A Judgment Debtor may also be denied a credit card until the judgment is paid. If a Judgment Debtor dies and the judgment is on file with the County Clerk, the estate of the deceased debtor may be ordered to pay off the balance due on the judgment.
How Long Is a Judgment Valid For?
A judgment is valid for ten (10) years and may be extended once for an additional period of ten (10) years. To extend a judgment for an extra ten (10) years, the Judgment Creditor must make written application to the City Court.

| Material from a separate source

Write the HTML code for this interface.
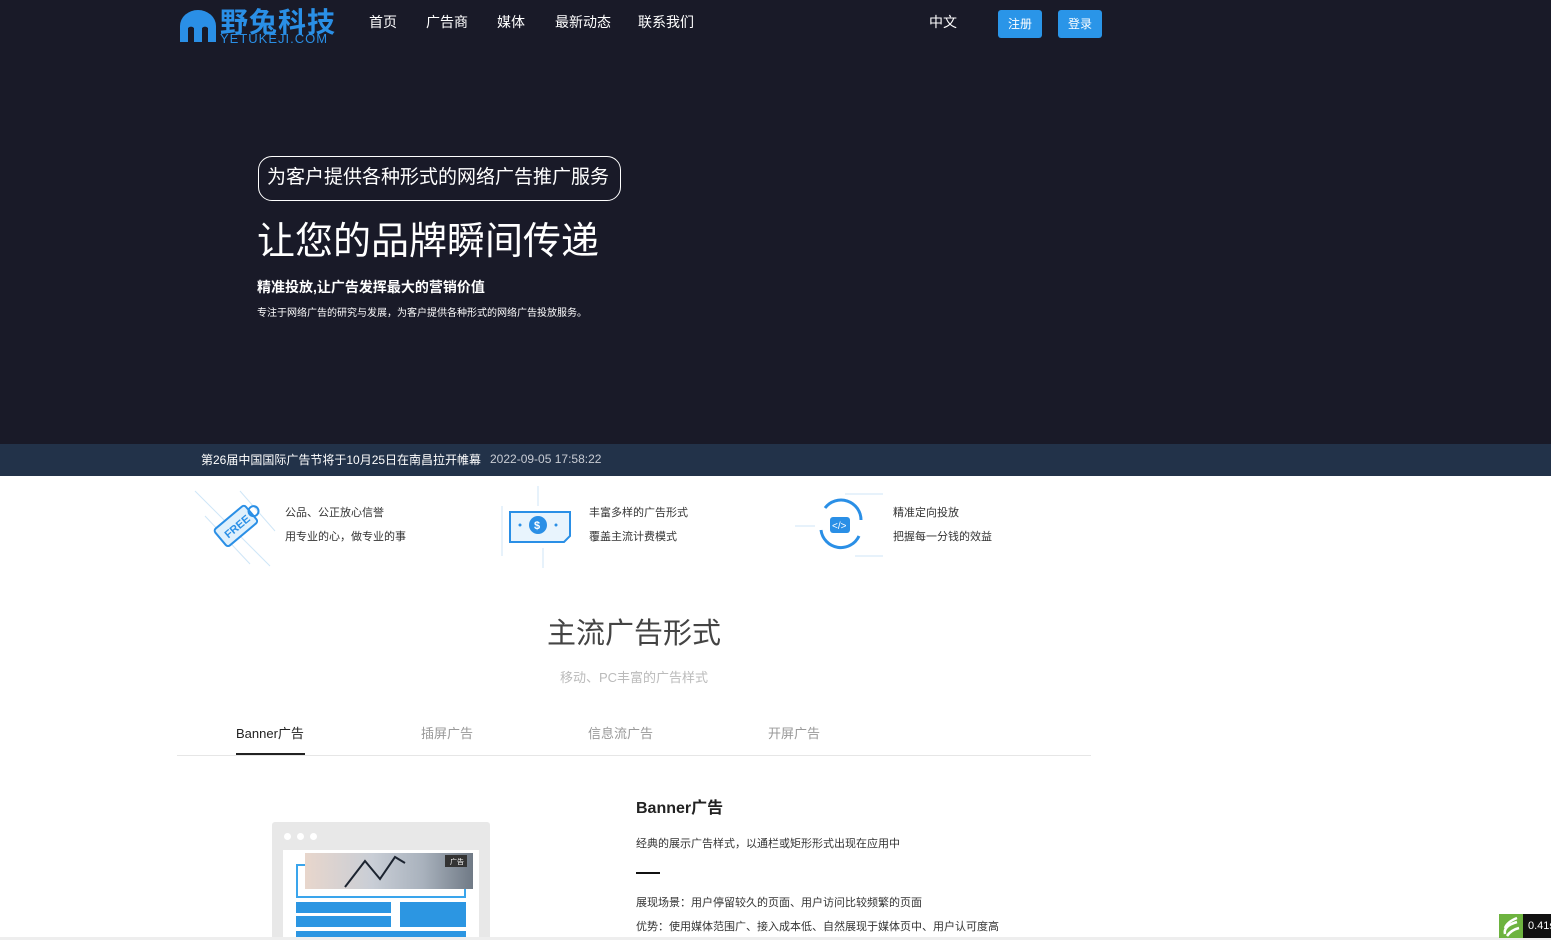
<!DOCTYPE html>
<html><head><meta charset="utf-8">
<style>
*{margin:0;padding:0;box-sizing:border-box}
body{width:1551px;height:940px;overflow:hidden;background:#fff;font-family:"Liberation Sans","Noto Sans CJK SC",sans-serif;position:relative}
.hero{position:absolute;left:0;top:0;width:1551px;height:444px;background:#191a28}
.abs{position:absolute;white-space:nowrap}
.nav a{position:absolute;top:12px;color:#fff;font-size:14px;text-decoration:none}
.btn{position:absolute;top:10px;width:44px;height:28px;background:#2a95e8;border-radius:3px;color:#fff;font-size:12px;text-align:center;line-height:28px}
.ticker{position:absolute;left:0;top:444px;width:1551px;height:32px;background:#223249}
.ft{font-size:11px;color:#333}
</style></head><body>
<div class="hero">
  <svg class="abs" style="left:178px;top:6px" width="40" height="36" viewBox="0 0 40 36"><path d="M2 36 V20 A18 16 0 0 1 38 20 V36 H30 V22 A4 4 0 0 0 24 22 V36 H16 V22 A4 4 0 0 0 10 22 V36Z" fill="#2a8fe6"/></svg>
  <div class="abs" style="left:220px;top:1px;font-size:28px;color:#2a8fe6;font-weight:bold;letter-spacing:1px">野兔科技</div>
  <div class="abs" style="left:220px;top:32px;font-size:13px;color:#2a8fe6;letter-spacing:1px;height:11px;overflow:hidden;line-height:14px">YETUKEJI.COM</div>
  <div class="nav">
    <a style="left:369px">首页</a><a style="left:426px">广告商</a><a style="left:497px">媒体</a><a style="left:555px">最新动态</a><a style="left:638px">联系我们</a><a style="left:929px">中文</a>
  </div>
  <div class="btn" style="left:998px">注册</div>
  <div class="btn" style="left:1058px">登录</div>
  <div class="abs" style="left:258px;top:156px;width:363px;height:45px;border:1px solid #fff;border-radius:14px;color:#fff;font-size:19px;line-height:41px;padding-left:8px">为客户提供各种形式的网络广告推广服务</div>
  <div class="abs" style="left:257px;top:210px;color:#fff;font-size:38px">让您的品牌瞬间传递</div>
  <div class="abs" style="left:257px;top:277px;color:#fff;font-size:14px;font-weight:bold">精准投放,让广告发挥最大的营销价值</div>
  <div class="abs" style="left:257px;top:304px;color:#fff;font-size:10px">专注于网络广告的研究与发展，为客户提供各种形式的网络广告投放服务。</div>
</div>
<div class="ticker">
  <div class="abs" style="left:201px;top:7px;color:#fff;font-size:12px">第26届中国国际广告节将于10月25日在南昌拉开帷幕</div>
  <div class="abs" style="left:490px;top:8px;color:#c8ccd4;font-size:12px">2022-09-05 17:58:22</div>
</div>
<svg class="abs" style="left:190px;top:486px" width="90" height="82" viewBox="0 0 90 82">
  <g stroke="#cfe6f7" stroke-width="1"><line x1="5" y1="5" x2="80" y2="80"/><line x1="15" y1="30" x2="60" y2="78"/><line x1="50" y1="5" x2="85" y2="45"/></g>
  <g transform="rotate(-40 45 42)"><rect x="27" y="30" width="40" height="22" rx="3" fill="#dff0fc" stroke="#2a8fe6" stroke-width="2"/><text x="33" y="46" font-size="11" font-weight="bold" fill="#2a8fe6" font-family="Liberation Sans">FREE</text><circle cx="70" cy="41" r="5" fill="none" stroke="#2a8fe6" stroke-width="2"/></g>
</svg>
<div class="abs ft" style="left:285px;top:504px">公品、公正放心信誉</div>
<div class="abs ft" style="left:285px;top:528px">用专业的心，做专业的事</div>
<svg class="abs" style="left:498px;top:486px" width="80" height="82" viewBox="0 0 80 82">
  <g stroke="#cfe6f7"><line x1="40" y1="0" x2="40" y2="20"/><line x1="45" y1="62" x2="45" y2="82"/><line x1="4" y1="20" x2="4" y2="70"/></g>
  <path d="M12 26 H72 V50 L66 56 H12Z" fill="#e8f4fd" stroke="#2a8fe6" stroke-width="2"/>
  <circle cx="40" cy="39" r="9" fill="#2a8fe6"/><text x="36" y="43" font-size="11" fill="#fff" font-weight="bold" font-family="Liberation Sans">$</text>
  <circle cx="22" cy="39" r="1.5" fill="#2a8fe6"/><circle cx="58" cy="39" r="1.5" fill="#2a8fe6"/>
</svg>
<div class="abs ft" style="left:589px;top:504px">丰富多样的广告形式</div>
<div class="abs ft" style="left:589px;top:528px">覆盖主流计费模式</div>
<svg class="abs" style="left:795px;top:486px" width="90" height="82" viewBox="0 0 90 82">
  <g stroke="#cfe6f7"><line x1="50" y1="8" x2="88" y2="8"/><line x1="0" y1="40" x2="20" y2="40"/><line x1="60" y1="70" x2="88" y2="70"/></g>
  <path d="M30 22 A20 20 0 0 1 66 34" fill="none" stroke="#2a8fe6" stroke-width="3"/>
  <path d="M64 50 A20 20 0 0 1 26 44" fill="none" stroke="#2a8fe6" stroke-width="3"/>
  <rect x="35" y="31" width="20" height="16" rx="3" fill="#2a8fe6"/><text x="37" y="43" font-size="10" fill="#fff" font-family="Liberation Sans">&lt;/&gt;</text>
</svg>
<div class="abs ft" style="left:893px;top:504px">精准定向投放</div>
<div class="abs ft" style="left:893px;top:528px">把握每一分钱的效益</div>
<div class="abs" style="left:547px;top:610px;font-size:29px;color:#444">主流广告形式</div>
<div class="abs" style="left:560px;top:667px;font-size:13px;color:#bbb">移动、PC丰富的广告样式</div>
<div class="abs" style="left:236px;top:723px;font-size:13px;color:#222">Banner广告</div>
<div class="abs" style="left:421px;top:723px;font-size:13px;color:#999">插屏广告</div>
<div class="abs" style="left:588px;top:723px;font-size:13px;color:#999">信息流广告</div>
<div class="abs" style="left:768px;top:723px;font-size:13px;color:#999">开屏广告</div>
<div class="abs" style="left:177px;top:755px;width:914px;height:1px;background:#e6e6e6"></div>
<div class="abs" style="left:236px;top:753px;width:69px;height:2px;background:#222"></div>
<div class="abs" style="left:272px;top:822px;width:218px;height:118px;background:#e8e8e8;border-radius:3px"></div>
<div class="abs" style="left:284px;top:833px;width:7px;height:7px;border-radius:50%;background:#fff"></div>
<div class="abs" style="left:297px;top:833px;width:7px;height:7px;border-radius:50%;background:#fff"></div>
<div class="abs" style="left:310px;top:833px;width:7px;height:7px;border-radius:50%;background:#fff"></div>
<div class="abs" style="left:283px;top:850px;width:196px;height:90px;background:#fff"></div>
<div class="abs" style="left:296px;top:864px;width:170px;height:34px;border:2px solid #3aa5ec"></div>
<div class="abs" style="left:305px;top:853px;width:168px;height:36px;background:linear-gradient(90deg,#e8d6cc,#c9ced6 40%,#a9b2bd 70%,#707a86)"></div>
<svg class="abs" style="left:305px;top:853px" width="168" height="36"><polyline points="40,34 60,8 75,26 90,4 100,10" fill="none" stroke="#1c2430" stroke-width="2"/><rect x="140" y="2" width="22" height="12" fill="#333"/><text x="145" y="11" font-size="7" fill="#fff" font-family="Noto Sans CJK SC">广告</text></svg>
<div class="abs" style="left:296px;top:902px;width:95px;height:11px;background:#2c96e2"></div>
<div class="abs" style="left:296px;top:916px;width:95px;height:11px;background:#2c96e2"></div>
<div class="abs" style="left:400px;top:902px;width:66px;height:25px;background:#2c96e2"></div>
<div class="abs" style="left:296px;top:931px;width:170px;height:9px;background:#2c96e2"></div>
<div class="abs" style="left:636px;top:794px;font-size:16px;font-weight:bold;color:#222">Banner广告</div>
<div class="abs" style="left:636px;top:835px;font-size:11px;color:#333">经典的展示广告样式，以通栏或矩形形式出现在应用中</div>
<div class="abs" style="left:636px;top:872px;width:24px;height:2px;background:#111"></div>
<div class="abs" style="left:636px;top:894px;font-size:11px;color:#333">展现场景：用户停留较久的页面、用户访问比较频繁的页面</div>
<div class="abs" style="left:636px;top:918px;font-size:11px;color:#333">优势：使用媒体范围广、接入成本低、自然展现于媒体页中、用户认可度高</div>
<div class="abs" style="left:0;top:937px;width:1551px;height:3px;background:#eee"></div>
<div class="abs" style="left:1499px;top:914px;width:24px;height:24px;background:#6db33f"></div>
<svg class="abs" style="left:1499px;top:914px" width="24" height="24"><path d="M6 20 Q4 12 18 8 M6 14 Q8 8 18 4 M8 22 Q12 16 20 14" stroke="#fff" stroke-width="2.5" fill="none"/></svg>
<div class="abs" style="left:1523px;top:914px;width:28px;height:24px;background:#111;color:#fff;font-size:11px;line-height:24px;padding-left:5px;overflow:hidden">0.41s</div>
</body></html>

The Judgment Creditor should also be aware that once a Transcript of Judgment is filed with the County Clerk, any further matters concerning the enforcement of the judgment becomes the jurisdiction of County Court and NOT the City Court. The only proceeding which can be initiated in City Court after the filing of the transcript of judgment, is the issuance and enforcement of an Information Subpoena.
What Happens If a Debtor Files for Bankruptcy?
If a Creditor receives written notice that a Judgment Debtor has filed for bankruptcy, all further efforts to collect the judgment are stayed (put on hold) until the Bankruptcy Court makes a decision as to how the assets of the Debtor should be divided. The Creditor should contact the Trustee in writing at the address listed on the Notice of Bankruptcy to file a claim and to find out whether the judgment debt will be paid or discharged (cleared) by the Bankruptcy Court.
If a Transcript of Judgment has been filed with the County Clerk, once the Debtor pays off the Judgment, the Creditor has a legal responsibility to prepare and sign a Satisfaction of Judgment for the benefit of the Debtor, so that all liens and record of Judgment can be removed from the County Clerk's office. The Creditor must either file the Satisfaction of Judgment with the County Clerk, or provide it to the Debtor so that the Debtor may file it with the County Clerk. The Satisfaction of Judgment must also be filed with the City Court. A Satisfaction of Judgment form can be purchased from most business stationary stores.